--- REQUEST ---
From the first line of the data below through the line holding "import React from", output each line exactly and leave the pictures out.

──────────

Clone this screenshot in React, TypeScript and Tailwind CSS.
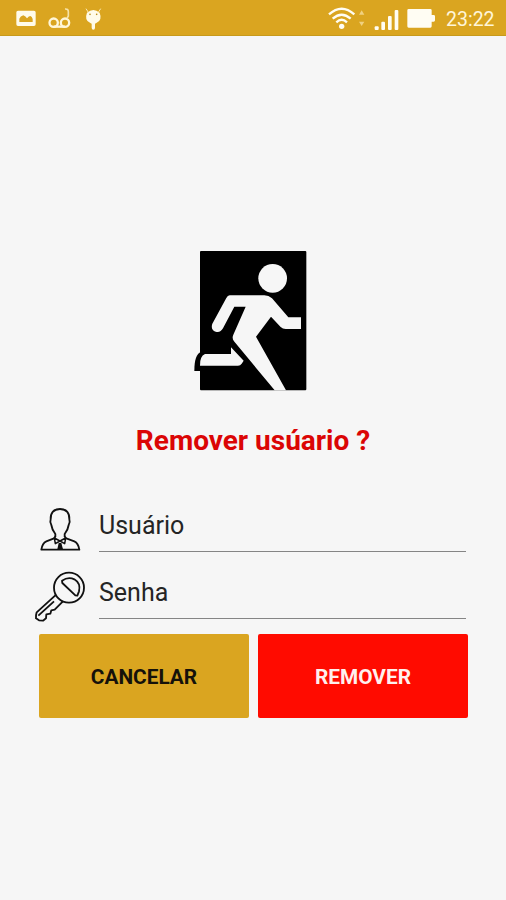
import React from "react";

function StatusBar() {
  return (
    <header className="flex h-9 items-start justify-between border-b border-[#c79a1c] bg-[#daa520]">
      <svg width="130" height="35" viewBox="0 0 390 105" fill="none">
        <path
          fillRule="evenodd"
          fill="#fffbea"
          d="M54 32h48q5 0 5 5v36q0 5-5 5H54q-5 0-5-5V37q0-5 5-5zM58 66V56q3-8 12-10 7 3 11 9 6-7 10-7 5 2 7 9v9z"
        />
        <g stroke="#fff6d8" strokeWidth="7">
          <circle cx="161" cy="68" r="12.5" />
          <circle cx="195" cy="68" r="12.5" />
          <path d="M161 80h34" />
          <path d="M195 27q10-1 10 8v13l-4 7" strokeWidth="5" stroke="#f7e3a8" />
        </g>
        <path fill="#fffbea" d="M261 38q19-16 38 0 9 23-10 31l-4 2v12q0 6-5 6t-5-6V71l-4-2q-19-8-10-31z" />
        <path stroke="#fbe9b5" strokeWidth="3" d="M265 37l-7-11M295 37l7-11" />
        <circle cx="270" cy="43" r="2.5" fill="#b98a13" />
        <circle cx="290" cy="43" r="2.5" fill="#b98a13" />
      </svg>
      <div className="flex">
        <svg width="120" height="35" viewBox="0 0 360 105" fill="none">
          <g stroke="#fffdf3" strokeWidth="7">
            <path d="M27 43q38-34 76 0M38 56q27-24 54 0M49 67q16-15 32 0" />
          </g>
          <circle cx="65" cy="79" r="8" fill="#fffdf3" />
          <path fill="#f0d180" d="M117 44l8-13 8 13zM117 65l8 13 8-13z" />
          <g fill="#fffdf3">
            <rect x="164" y="79" width="12" height="11" rx="3" />
            <rect x="184" y="65" width="11" height="25" rx="3" />
            <rect x="204" y="48" width="11" height="42" rx="3" />
            <rect x="224" y="30" width="11" height="60" rx="3" />
            <path d="M266 27h65q4 0 4 4v14h6q4 0 4 4v12q0 4-4 4h-6v14q0 4-4 4h-65q-4 0-4-4V31q0-4 4-4z" />
          </g>
        </svg>
        <span className="w-[66px] pl-[6px] pt-2 text-[19.5px] leading-6 text-[#fff6d8]">23:22</span>
      </div>
    </header>
  );
}

function ExitIcon() {
  return (
    <svg width="130" height="160" viewBox="0 0 390 480" className="ml-[185px]">
      <rect x="45" y="33" width="319" height="418" rx="3" fill="#000" />
      <path fill="#000" d="M48 336q-20 7-20 57h20l40-8z" />
      <g fill="#f6f6f6">
        <circle cx="263" cy="115" r="43" />
        <path d="M134 166H238q13 0 23 9l49 57h38v35h-46q-9 0-15-6l-29-31-45 60 90 161h-34L147 304q-7-9-2-20l37-84h-34l-34 65q-8 14-22 10-16-6-10-24l42-77q4-8 10-8z" />
        <path d="M60 342h78v-20l38 40-6 9q-4 6-11 6H45q-1-28 15-35z" />
      </g>
    </svg>
  );
}

function UserIcon() {
  return (
    <svg width="69" height="60" viewBox="0 0 207 180" fill="none" stroke="#111" strokeWidth="5.5" strokeLinejoin="round">
      <path d="M90 27c-20 0-29 13-28 31-2 5-1 12 2 17 2 14 7 21 12 27v9M90 27c20 0 29 13 28 31 2 5 1 12-2 17-2 14-7 21-12 27v9" />
      <path d="M76 110l-4 5-23 9q-12 5-15 25h114q-3-20-15-25l-24-9-5-5" />
      <path d="M73 114l17 9-14 8zM107 114l-17 9 14 8z" strokeWidth="4.5" />
      <path d="M86 129h8l5 19H82z" fill="#111" stroke="none" />
    </svg>
  );
}

function KeyIcon() {
  return (
    <svg width="69" height="66" viewBox="0 194 207 198" fill="none" stroke="#111" strokeWidth="5.5" strokeLinejoin="round">
      <circle cx="117" cy="262" r="45" />
      <path d="M96 241q19-13 37-4 20 12 14 36l-5 13-6-1-39-37z" />
      <path d="M76 285l-56 51q-3 9-2 18l9 6 12 1 9-7 1-12 12-2 3-10 10-2 24-24M25 346l47-43" />
      <path d="M74 284l24 21" strokeWidth="3" />
    </svg>
  );
}

function Field({ label }: { label: string }) {
  return (
    <label className="block h-full w-[367px] border-b border-[#858585] text-[25px] leading-[30px] text-[#252525]">
      {label}
    </label>
  );
}

export default function App() {
  return (
    <div className="h-[900px] w-[506px] overflow-hidden bg-[#f6f6f6] font-['Roboto',sans-serif]">
      <StatusBar />
      <main className="pt-[204px]">
        <ExitIcon />
        <h1 className="mt-[25px] text-center text-[28px] font-bold leading-8 text-[#db0505]">Remover usúario ?</h1>
        <form className="pt-[43px]">
          <div className="flex h-[67px] pl-[30px]">
            <UserIcon />
            <div className="h-[52px] pt-[11px]"><Field label="Usuário" /></div>
          </div>
          <div className="flex h-[67px] pl-[30px]">
            <div className="-mt-[2px]"><KeyIcon /></div>
            <div className="h-[52px] pt-[11px]"><Field label="Senha" /></div>
          </div>
          <div className="flex gap-[9px] pl-[39px]">
            <button type="button" className="h-[84px] w-[210px] rounded-[2px] bg-[#daa520] pt-[3px] text-[20.8px] font-bold text-[#15110a]">CANCELAR</button>
            <button type="button" className="h-[84px] w-[210px] rounded-[2px] bg-[#ff0b00] pt-[3px] text-[20.8px] font-bold text-[#fff0ee]">REMOVER</button>
          </div>
        </form>
      </main>
    </div>
  );
}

──────────

--- RESPONSE TO THIS EXERCISE ---
Clone this screenshot in React, TypeScript and Tailwind CSS.
import React from "react";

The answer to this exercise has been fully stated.